Given exercise: Output exactly the lines from the first line of the records below through the line containing "items-center justify-center rounded-[6px]", both included, leaving out any pictures.

Some records
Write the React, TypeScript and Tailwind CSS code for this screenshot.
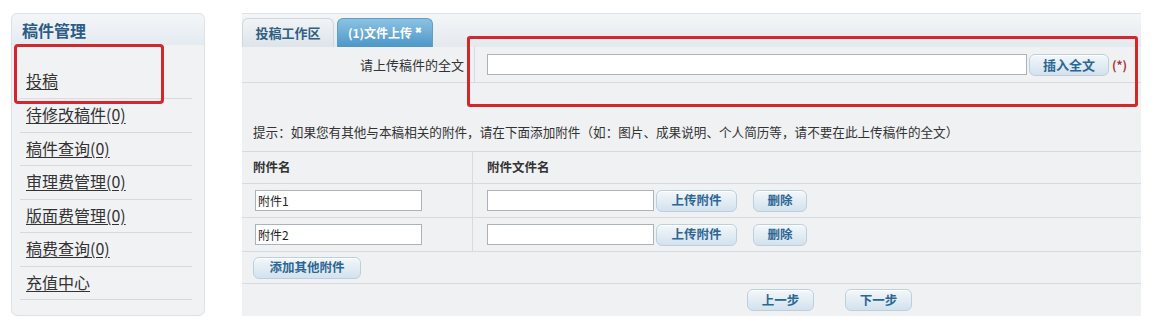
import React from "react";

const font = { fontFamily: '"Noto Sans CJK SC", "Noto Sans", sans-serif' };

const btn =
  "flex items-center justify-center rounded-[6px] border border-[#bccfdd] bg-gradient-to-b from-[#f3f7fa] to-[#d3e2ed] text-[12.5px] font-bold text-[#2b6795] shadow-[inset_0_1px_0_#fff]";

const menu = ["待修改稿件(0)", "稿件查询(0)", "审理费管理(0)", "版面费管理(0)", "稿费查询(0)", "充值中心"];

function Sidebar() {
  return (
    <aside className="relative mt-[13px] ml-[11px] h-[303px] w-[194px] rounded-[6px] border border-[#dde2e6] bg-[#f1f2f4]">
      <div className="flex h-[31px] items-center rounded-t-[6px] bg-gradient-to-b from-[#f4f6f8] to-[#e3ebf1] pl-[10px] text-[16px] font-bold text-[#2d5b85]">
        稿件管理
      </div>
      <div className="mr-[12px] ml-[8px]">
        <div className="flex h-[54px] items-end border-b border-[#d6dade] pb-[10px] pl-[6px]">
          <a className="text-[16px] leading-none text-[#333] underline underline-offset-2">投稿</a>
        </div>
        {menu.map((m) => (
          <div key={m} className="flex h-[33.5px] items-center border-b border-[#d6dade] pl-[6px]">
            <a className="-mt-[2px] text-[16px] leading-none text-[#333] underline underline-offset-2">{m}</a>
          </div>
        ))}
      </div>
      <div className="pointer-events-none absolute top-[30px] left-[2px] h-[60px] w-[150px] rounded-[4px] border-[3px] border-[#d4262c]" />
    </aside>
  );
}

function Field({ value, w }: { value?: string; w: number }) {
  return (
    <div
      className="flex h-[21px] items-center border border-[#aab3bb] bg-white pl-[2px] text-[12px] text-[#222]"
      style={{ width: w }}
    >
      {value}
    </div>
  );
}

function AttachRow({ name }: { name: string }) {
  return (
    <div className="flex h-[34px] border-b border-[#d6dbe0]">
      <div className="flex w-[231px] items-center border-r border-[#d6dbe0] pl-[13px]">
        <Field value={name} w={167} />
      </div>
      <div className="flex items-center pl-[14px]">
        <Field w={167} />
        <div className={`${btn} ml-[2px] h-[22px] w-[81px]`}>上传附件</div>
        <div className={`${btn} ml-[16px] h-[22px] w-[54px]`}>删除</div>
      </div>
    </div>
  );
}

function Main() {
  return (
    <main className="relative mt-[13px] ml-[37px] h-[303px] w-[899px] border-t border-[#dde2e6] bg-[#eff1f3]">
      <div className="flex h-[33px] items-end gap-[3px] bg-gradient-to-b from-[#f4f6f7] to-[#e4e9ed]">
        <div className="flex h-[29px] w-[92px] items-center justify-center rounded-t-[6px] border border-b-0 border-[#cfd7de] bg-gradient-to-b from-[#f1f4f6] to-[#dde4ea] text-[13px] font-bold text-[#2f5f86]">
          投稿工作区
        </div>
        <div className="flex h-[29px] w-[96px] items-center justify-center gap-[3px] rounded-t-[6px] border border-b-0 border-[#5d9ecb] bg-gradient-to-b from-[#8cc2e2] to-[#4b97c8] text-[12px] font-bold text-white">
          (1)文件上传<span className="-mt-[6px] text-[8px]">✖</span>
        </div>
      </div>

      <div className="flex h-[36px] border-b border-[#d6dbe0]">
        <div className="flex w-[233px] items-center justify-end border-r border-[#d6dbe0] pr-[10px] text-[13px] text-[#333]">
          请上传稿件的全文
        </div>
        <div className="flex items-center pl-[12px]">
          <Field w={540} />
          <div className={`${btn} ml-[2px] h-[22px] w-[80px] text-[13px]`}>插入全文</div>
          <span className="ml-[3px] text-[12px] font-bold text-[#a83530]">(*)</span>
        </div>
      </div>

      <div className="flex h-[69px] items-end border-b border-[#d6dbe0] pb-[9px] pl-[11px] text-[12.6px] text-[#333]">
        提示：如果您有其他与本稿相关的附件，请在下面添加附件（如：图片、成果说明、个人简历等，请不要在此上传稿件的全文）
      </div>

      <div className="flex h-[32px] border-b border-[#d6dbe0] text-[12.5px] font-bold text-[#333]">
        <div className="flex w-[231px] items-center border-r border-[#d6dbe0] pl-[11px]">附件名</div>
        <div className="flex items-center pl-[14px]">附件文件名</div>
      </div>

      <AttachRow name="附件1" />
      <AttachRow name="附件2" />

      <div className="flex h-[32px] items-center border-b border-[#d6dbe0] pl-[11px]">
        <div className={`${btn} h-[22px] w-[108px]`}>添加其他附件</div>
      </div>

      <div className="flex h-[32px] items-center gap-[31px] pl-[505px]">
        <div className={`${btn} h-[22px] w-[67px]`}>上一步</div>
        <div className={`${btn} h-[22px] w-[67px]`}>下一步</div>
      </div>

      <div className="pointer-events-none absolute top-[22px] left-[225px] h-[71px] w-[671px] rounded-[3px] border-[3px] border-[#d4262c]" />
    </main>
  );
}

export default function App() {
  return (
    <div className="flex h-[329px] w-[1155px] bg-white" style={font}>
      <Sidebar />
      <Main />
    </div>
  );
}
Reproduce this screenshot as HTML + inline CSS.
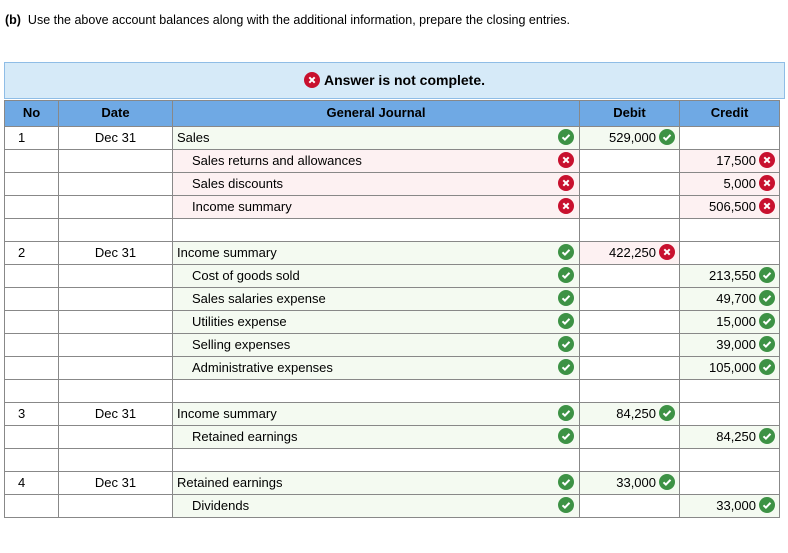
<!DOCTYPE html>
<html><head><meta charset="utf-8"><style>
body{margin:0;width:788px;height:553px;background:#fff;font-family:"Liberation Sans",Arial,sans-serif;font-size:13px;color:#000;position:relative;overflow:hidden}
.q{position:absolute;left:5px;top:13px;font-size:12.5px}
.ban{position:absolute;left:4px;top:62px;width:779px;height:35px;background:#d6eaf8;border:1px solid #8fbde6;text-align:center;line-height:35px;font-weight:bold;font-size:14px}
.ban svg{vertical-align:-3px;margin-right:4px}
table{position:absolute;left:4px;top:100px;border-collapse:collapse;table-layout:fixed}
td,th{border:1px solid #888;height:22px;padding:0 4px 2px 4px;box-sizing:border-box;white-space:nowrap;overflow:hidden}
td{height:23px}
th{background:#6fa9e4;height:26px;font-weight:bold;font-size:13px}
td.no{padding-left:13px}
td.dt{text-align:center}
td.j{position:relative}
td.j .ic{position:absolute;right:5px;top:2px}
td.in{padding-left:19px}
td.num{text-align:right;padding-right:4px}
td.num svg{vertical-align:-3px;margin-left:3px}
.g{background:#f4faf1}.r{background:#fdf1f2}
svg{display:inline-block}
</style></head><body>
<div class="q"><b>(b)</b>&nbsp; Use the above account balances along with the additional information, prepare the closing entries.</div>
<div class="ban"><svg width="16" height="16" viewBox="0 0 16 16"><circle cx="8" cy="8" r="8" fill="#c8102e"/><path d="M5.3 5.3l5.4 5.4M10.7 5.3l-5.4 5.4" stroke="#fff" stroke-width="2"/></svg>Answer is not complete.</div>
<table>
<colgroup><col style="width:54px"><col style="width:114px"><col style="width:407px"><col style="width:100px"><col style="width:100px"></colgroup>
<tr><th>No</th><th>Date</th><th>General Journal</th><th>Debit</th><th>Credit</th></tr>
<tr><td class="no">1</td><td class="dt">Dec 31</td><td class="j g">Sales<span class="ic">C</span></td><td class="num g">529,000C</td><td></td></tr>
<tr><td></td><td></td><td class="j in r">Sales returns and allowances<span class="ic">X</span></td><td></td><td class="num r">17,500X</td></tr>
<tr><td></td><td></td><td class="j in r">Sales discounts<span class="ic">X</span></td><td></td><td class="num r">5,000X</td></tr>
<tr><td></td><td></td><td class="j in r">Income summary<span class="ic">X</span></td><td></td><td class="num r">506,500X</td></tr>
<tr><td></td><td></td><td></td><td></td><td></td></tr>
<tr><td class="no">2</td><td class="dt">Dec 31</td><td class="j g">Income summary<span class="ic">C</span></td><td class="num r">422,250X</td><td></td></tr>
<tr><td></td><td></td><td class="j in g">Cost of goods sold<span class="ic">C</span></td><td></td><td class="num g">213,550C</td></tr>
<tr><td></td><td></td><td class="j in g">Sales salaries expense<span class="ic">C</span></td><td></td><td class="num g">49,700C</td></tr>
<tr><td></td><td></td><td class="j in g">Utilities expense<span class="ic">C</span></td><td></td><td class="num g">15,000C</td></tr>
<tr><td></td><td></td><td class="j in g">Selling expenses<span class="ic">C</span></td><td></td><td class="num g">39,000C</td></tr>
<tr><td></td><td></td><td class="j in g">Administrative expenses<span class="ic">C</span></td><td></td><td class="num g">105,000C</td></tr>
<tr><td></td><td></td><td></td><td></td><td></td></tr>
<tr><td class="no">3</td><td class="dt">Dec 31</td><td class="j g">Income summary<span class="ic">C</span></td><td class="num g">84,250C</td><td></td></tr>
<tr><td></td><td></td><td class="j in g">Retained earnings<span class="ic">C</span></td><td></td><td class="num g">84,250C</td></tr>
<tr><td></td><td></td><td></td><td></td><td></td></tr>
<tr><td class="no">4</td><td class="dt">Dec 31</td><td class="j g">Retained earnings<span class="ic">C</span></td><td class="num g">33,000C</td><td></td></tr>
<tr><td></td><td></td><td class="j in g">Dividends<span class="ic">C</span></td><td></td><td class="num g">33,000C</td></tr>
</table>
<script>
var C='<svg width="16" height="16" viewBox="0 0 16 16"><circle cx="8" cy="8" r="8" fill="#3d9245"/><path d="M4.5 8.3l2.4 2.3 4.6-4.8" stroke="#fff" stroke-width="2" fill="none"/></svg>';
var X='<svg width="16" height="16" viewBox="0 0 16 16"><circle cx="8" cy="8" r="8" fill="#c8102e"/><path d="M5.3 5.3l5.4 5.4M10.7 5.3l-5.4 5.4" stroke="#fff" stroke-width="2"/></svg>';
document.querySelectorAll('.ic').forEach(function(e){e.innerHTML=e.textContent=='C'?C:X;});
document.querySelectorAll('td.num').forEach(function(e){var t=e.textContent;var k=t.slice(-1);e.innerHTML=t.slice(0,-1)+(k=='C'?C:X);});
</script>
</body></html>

Reply:
Write the React, TypeScript and Tailwind CSS code for this screenshot.
import React from "react";

const font = { fontFamily: '"Noto Sans CJK SC", "Noto Sans", sans-serif' };

const btn =
  "flex items-center justify-center rounded-[6px] border border-[#bccfdd] bg-gradient-to-b from-[#f3f7fa] to-[#d3e2ed] text-[12.5px] font-bold text-[#2b6795] shadow-[inset_0_1px_0_#fff]";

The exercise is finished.